- [Records for processing]

○ ○ ○ ○

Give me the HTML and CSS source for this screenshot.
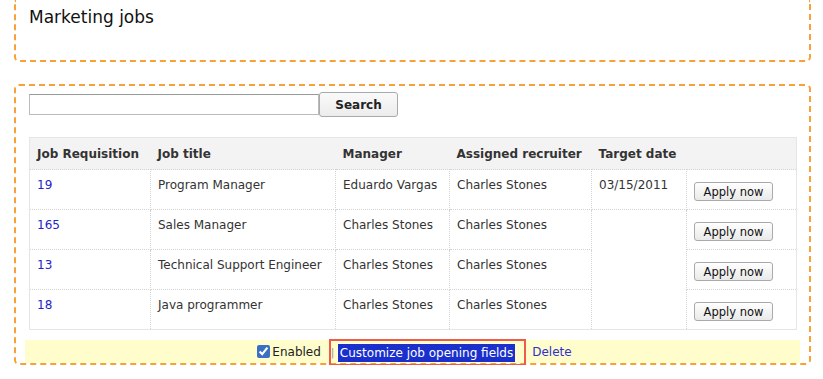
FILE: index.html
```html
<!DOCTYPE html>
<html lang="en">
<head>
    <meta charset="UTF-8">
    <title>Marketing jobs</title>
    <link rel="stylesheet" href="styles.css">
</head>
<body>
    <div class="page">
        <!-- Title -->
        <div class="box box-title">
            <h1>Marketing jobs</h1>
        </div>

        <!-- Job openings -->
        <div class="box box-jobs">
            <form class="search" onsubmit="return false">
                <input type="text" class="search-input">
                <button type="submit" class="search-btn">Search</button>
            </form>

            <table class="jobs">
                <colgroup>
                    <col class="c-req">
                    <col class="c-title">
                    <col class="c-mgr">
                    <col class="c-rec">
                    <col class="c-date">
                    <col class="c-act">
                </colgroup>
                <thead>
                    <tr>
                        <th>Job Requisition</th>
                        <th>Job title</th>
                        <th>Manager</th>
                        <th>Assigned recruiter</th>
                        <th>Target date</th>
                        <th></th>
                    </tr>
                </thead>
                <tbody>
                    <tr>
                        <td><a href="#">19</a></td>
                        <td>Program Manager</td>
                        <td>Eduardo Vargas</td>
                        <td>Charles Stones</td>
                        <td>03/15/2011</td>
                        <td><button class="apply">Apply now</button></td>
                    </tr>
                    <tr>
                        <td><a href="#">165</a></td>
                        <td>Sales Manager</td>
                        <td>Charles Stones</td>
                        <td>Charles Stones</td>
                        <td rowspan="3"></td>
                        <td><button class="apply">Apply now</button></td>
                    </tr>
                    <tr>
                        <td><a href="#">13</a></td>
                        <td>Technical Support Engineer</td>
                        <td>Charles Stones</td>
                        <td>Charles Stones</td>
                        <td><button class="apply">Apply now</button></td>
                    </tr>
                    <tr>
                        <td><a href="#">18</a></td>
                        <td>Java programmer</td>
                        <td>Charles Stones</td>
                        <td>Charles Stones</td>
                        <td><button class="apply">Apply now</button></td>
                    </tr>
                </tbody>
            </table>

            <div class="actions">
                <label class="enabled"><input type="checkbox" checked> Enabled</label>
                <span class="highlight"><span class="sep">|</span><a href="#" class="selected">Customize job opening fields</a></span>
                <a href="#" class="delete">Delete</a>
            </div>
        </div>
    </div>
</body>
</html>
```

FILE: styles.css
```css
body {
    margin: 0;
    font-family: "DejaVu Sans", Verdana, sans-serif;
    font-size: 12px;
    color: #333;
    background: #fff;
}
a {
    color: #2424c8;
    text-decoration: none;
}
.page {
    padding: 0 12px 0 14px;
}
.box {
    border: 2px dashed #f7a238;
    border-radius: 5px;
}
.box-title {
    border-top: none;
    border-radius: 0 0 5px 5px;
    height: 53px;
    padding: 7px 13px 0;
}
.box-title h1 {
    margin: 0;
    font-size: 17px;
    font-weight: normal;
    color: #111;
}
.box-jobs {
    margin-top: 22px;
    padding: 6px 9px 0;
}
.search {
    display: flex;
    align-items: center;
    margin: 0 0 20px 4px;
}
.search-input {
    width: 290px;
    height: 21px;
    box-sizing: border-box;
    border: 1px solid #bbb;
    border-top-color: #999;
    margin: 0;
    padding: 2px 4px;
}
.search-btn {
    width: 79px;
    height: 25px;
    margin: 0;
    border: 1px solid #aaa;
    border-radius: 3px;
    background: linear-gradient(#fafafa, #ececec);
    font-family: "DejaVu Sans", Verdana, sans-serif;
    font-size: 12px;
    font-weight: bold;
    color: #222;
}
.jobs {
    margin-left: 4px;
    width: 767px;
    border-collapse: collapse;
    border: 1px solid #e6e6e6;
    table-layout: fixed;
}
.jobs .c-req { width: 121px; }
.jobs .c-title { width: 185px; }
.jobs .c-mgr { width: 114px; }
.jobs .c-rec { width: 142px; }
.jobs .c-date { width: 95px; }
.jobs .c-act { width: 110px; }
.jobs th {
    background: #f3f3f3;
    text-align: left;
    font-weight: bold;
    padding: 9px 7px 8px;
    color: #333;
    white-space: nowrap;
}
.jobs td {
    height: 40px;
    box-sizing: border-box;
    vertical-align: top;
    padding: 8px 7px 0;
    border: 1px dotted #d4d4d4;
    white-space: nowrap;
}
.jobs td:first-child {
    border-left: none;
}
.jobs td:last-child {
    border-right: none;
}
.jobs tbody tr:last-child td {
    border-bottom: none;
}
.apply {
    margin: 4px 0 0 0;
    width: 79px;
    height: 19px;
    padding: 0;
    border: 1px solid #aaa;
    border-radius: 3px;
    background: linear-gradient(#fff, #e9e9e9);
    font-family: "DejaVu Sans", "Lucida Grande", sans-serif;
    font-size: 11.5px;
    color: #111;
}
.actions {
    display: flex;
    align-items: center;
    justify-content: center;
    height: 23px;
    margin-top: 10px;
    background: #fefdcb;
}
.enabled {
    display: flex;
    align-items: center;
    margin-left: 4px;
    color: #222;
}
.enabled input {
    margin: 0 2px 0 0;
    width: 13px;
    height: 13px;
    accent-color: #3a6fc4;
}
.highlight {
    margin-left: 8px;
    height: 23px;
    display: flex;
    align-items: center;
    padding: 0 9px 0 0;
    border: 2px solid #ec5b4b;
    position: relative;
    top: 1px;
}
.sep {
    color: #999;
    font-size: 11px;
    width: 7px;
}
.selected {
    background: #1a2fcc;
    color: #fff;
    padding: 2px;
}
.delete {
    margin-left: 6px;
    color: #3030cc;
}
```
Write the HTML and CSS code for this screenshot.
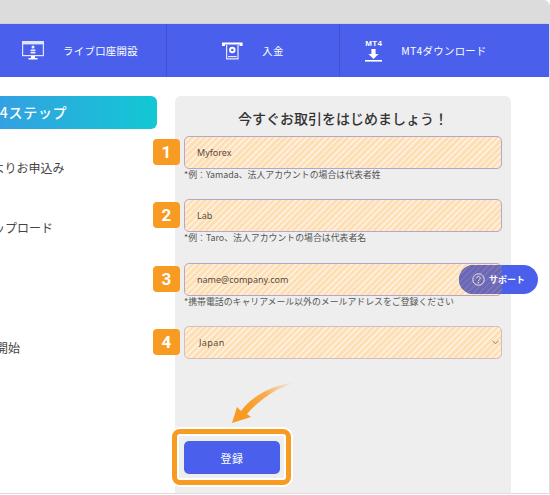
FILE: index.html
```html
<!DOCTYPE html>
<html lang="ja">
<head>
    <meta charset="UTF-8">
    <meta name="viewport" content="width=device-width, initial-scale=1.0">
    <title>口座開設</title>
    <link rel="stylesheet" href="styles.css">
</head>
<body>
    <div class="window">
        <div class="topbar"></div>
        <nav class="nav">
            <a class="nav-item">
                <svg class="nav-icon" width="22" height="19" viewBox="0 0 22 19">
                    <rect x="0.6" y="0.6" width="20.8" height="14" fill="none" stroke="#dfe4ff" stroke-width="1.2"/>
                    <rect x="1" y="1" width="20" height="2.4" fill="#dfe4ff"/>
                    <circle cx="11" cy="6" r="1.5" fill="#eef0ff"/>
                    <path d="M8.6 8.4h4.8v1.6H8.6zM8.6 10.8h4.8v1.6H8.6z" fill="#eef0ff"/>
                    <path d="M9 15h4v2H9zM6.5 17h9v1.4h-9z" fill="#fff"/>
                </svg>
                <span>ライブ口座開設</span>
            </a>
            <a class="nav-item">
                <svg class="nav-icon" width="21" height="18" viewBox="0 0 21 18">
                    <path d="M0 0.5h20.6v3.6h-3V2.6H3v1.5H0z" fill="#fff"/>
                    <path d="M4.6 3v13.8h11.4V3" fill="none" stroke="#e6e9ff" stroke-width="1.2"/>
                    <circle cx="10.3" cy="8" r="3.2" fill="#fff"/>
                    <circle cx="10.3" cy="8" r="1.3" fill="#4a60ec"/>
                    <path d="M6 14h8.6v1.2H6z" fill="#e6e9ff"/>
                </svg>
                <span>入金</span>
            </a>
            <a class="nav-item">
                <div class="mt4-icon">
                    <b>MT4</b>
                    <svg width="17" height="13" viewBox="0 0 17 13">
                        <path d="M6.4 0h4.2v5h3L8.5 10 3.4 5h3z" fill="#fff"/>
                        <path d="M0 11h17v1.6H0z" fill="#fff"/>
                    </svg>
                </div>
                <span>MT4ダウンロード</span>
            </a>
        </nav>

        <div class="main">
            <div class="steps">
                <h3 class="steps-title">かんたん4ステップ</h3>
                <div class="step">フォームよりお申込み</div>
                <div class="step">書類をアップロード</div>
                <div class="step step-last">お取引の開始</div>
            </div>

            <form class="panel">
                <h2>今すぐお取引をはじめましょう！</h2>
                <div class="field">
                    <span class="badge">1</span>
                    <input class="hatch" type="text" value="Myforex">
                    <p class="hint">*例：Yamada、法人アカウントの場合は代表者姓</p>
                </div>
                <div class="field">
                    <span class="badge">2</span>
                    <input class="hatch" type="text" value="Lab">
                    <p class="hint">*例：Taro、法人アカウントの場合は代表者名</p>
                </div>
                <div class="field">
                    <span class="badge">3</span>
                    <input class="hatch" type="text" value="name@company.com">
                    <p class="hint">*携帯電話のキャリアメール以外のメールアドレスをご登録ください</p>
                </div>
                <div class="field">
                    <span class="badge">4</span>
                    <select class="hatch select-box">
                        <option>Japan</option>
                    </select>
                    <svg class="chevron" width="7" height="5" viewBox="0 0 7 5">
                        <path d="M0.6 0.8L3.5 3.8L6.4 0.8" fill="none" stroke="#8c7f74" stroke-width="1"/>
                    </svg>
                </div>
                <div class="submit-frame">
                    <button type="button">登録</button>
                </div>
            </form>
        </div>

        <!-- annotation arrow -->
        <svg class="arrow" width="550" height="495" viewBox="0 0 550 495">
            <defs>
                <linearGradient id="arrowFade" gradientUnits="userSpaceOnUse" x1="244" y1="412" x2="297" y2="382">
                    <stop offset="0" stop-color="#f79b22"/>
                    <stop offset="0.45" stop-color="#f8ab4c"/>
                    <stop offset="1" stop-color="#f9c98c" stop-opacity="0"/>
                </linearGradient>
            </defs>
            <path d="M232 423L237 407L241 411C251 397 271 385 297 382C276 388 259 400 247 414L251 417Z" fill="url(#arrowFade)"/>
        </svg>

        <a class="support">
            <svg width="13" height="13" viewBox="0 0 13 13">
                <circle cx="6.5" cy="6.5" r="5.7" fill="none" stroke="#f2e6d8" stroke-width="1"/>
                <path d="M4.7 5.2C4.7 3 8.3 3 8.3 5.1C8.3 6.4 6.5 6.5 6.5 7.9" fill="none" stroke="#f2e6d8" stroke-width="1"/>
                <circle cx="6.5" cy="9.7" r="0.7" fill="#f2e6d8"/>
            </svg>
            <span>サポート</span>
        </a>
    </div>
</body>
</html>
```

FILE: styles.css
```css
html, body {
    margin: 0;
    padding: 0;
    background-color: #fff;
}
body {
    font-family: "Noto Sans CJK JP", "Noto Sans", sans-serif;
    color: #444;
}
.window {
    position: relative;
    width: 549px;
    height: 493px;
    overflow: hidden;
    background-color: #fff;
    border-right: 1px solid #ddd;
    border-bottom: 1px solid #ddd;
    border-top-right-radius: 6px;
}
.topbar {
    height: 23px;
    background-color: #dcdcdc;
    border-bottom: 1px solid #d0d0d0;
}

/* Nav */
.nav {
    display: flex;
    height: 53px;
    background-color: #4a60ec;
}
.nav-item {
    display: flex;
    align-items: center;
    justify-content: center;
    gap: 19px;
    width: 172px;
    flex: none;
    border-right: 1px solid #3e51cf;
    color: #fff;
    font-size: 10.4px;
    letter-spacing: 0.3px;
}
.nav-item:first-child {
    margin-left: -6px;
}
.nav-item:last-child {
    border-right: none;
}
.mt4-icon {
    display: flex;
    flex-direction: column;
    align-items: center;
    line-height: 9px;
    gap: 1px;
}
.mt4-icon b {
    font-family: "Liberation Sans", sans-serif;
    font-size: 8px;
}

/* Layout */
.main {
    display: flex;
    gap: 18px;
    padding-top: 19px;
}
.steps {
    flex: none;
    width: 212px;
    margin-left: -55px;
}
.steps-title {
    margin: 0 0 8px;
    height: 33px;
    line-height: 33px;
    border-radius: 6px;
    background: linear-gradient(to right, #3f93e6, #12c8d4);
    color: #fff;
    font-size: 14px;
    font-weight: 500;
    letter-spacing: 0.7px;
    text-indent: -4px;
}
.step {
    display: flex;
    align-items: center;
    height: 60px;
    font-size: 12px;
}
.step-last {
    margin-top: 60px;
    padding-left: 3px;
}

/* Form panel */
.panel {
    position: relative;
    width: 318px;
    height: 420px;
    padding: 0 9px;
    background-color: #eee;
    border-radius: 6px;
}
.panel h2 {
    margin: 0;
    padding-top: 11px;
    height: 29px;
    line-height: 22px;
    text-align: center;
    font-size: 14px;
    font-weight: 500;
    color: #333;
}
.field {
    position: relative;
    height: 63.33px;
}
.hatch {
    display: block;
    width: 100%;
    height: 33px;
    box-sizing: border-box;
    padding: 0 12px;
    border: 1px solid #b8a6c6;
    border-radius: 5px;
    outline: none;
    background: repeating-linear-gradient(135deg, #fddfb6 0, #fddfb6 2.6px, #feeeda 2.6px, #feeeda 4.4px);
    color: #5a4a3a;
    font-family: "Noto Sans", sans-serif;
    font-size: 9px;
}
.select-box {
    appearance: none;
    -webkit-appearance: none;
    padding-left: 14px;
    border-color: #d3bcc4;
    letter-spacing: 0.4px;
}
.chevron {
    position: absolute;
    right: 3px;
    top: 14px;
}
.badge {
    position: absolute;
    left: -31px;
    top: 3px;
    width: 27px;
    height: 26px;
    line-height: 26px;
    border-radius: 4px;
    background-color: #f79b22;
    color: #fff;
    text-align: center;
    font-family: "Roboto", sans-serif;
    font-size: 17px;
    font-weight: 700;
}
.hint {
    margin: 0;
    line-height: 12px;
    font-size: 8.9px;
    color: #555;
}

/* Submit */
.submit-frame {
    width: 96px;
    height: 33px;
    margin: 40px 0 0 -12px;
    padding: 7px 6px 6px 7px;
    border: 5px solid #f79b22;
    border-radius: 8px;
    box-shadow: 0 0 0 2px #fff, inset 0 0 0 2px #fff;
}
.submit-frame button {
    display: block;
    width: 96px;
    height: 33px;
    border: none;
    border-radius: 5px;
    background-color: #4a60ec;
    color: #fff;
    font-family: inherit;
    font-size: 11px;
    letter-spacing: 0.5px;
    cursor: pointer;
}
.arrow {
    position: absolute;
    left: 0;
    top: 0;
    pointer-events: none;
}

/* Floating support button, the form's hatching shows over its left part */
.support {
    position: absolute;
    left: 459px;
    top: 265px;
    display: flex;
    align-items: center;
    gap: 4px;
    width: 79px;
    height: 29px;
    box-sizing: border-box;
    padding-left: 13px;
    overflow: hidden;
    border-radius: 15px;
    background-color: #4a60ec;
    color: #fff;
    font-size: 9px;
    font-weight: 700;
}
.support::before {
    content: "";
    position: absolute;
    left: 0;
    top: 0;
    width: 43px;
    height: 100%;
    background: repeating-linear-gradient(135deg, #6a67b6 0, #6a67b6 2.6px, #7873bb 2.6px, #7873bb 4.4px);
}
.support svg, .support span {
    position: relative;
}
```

○ ○ ○ ○

- [Problem details] Go through the records and pull out each line that includes the word "screenshot".

- [Expected output]
Give me the HTML and CSS source for this screenshot.
Write the HTML and CSS code for this screenshot.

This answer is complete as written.